(Web page code records)
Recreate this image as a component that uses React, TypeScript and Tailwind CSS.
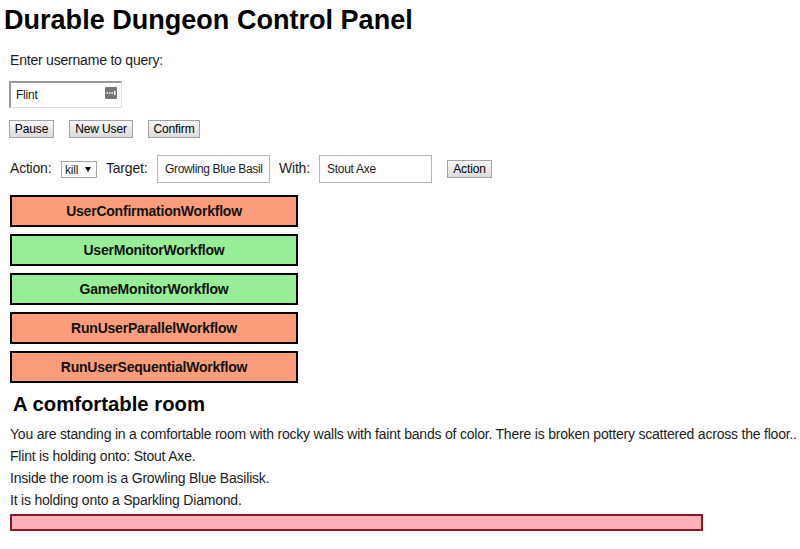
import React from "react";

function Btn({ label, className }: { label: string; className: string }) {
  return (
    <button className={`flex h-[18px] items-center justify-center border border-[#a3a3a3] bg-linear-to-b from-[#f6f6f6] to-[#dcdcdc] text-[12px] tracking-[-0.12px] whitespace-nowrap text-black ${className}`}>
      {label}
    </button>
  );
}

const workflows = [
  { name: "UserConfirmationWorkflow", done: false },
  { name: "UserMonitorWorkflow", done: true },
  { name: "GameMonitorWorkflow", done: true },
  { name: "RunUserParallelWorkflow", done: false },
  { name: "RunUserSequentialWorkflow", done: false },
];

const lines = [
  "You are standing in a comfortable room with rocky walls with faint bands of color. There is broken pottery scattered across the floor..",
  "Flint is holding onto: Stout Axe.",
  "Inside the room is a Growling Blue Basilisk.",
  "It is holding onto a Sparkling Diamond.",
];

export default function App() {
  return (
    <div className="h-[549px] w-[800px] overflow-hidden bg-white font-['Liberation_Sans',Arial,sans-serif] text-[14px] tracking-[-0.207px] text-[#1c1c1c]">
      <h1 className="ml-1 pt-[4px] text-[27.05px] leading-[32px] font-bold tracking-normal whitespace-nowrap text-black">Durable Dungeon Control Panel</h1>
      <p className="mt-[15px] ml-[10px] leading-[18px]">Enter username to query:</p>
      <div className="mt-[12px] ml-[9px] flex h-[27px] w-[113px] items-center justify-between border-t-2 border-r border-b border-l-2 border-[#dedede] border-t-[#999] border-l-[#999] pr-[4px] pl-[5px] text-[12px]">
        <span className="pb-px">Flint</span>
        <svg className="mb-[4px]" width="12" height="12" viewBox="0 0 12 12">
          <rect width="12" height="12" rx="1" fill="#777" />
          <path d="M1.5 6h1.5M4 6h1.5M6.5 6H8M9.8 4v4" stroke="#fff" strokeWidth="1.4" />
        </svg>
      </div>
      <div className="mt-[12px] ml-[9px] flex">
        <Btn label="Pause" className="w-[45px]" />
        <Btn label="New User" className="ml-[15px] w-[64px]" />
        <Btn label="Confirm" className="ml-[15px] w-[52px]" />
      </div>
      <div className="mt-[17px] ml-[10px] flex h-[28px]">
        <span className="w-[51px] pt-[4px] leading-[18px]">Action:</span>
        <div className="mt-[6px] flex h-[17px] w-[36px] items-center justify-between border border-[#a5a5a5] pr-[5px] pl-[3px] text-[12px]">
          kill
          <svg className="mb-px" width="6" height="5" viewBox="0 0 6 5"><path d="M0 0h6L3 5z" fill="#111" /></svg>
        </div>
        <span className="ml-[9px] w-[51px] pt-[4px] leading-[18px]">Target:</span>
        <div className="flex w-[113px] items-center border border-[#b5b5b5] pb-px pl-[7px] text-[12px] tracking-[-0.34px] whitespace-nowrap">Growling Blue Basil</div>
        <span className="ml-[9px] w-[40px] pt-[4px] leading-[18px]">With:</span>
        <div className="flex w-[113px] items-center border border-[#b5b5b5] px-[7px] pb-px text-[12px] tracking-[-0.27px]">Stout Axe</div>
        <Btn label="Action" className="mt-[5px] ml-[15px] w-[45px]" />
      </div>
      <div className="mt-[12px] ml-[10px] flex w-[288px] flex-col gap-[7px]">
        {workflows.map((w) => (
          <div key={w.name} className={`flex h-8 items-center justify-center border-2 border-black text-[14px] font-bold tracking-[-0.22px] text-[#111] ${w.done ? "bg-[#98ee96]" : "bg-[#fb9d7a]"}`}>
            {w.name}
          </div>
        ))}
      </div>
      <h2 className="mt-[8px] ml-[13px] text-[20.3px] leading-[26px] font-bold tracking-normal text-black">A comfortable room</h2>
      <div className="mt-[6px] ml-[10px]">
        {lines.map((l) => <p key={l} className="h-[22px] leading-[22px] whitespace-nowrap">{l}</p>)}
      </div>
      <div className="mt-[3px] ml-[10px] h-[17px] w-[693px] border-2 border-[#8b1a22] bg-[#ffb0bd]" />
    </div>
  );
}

...

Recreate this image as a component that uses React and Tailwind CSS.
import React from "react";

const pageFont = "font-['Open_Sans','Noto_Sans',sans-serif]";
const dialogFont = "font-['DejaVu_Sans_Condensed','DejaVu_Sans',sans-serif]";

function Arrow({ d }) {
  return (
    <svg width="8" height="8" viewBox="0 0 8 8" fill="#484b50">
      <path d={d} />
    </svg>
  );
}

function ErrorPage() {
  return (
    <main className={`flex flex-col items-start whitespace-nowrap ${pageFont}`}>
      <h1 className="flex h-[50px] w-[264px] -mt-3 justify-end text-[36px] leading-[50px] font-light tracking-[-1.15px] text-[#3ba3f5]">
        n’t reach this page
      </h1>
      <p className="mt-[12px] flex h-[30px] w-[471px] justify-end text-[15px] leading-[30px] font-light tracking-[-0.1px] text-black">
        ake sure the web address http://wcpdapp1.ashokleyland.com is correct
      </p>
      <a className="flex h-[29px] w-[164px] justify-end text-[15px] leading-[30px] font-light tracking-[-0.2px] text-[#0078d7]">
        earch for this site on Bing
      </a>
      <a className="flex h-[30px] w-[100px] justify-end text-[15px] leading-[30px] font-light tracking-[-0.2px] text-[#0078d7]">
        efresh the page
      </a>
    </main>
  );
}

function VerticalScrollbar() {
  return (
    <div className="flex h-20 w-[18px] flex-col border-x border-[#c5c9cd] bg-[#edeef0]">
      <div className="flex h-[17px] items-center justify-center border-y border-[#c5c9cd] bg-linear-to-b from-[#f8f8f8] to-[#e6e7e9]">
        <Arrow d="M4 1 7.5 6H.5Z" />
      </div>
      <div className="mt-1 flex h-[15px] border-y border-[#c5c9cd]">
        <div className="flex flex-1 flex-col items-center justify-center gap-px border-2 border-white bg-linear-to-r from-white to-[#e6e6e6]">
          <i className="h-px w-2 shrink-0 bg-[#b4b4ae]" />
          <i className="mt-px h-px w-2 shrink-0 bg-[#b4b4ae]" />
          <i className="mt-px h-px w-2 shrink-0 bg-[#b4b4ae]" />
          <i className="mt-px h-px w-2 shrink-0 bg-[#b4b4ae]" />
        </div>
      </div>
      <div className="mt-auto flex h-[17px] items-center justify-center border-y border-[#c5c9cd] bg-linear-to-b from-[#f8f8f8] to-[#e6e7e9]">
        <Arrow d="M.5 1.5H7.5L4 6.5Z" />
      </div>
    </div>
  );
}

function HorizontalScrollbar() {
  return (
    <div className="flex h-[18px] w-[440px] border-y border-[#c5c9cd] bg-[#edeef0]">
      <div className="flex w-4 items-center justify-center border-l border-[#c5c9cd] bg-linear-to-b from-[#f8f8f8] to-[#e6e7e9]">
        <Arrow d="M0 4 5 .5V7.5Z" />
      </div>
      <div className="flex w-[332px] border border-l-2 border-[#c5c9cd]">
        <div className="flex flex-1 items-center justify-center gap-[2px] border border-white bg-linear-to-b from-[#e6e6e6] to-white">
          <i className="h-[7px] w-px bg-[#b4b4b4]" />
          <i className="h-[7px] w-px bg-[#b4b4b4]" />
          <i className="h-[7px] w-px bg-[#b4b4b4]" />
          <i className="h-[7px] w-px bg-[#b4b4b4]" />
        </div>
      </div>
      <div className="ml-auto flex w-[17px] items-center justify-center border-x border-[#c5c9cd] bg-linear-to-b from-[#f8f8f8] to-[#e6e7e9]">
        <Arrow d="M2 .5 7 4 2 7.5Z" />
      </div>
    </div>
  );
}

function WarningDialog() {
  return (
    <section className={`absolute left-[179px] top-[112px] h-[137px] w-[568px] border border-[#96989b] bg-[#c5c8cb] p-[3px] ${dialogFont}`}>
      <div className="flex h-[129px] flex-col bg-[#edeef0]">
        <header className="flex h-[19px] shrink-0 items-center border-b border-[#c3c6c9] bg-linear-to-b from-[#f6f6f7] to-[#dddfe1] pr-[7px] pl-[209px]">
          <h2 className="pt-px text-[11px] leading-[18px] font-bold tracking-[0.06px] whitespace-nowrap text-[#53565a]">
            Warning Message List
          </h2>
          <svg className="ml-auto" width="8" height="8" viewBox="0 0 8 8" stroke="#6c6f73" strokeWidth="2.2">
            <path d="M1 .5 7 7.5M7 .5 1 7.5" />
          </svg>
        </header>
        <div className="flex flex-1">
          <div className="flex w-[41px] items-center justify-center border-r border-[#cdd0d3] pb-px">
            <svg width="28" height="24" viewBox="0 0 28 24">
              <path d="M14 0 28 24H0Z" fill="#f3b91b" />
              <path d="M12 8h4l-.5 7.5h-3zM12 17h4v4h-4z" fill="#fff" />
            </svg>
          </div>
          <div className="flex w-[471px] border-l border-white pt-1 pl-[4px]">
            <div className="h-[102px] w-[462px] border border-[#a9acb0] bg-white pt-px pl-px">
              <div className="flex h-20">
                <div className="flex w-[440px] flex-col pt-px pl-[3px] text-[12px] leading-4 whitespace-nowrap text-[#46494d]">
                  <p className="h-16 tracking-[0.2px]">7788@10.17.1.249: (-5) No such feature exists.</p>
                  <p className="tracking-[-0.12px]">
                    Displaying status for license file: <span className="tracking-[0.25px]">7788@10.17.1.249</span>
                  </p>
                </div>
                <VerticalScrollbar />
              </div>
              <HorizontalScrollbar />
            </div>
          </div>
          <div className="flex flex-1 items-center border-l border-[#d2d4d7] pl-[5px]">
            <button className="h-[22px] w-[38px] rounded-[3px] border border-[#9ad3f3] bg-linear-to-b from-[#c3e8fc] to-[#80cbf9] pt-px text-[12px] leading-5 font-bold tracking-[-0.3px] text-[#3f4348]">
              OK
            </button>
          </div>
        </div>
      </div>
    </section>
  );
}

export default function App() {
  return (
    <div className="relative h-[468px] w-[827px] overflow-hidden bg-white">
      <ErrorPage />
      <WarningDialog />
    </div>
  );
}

_Your objective:_
Return each line of the listing that holds the string "Recreate".

_Result below:_
Recreate this image as a component that uses React, TypeScript and Tailwind CSS.
Recreate this image as a component that uses React and Tailwind CSS.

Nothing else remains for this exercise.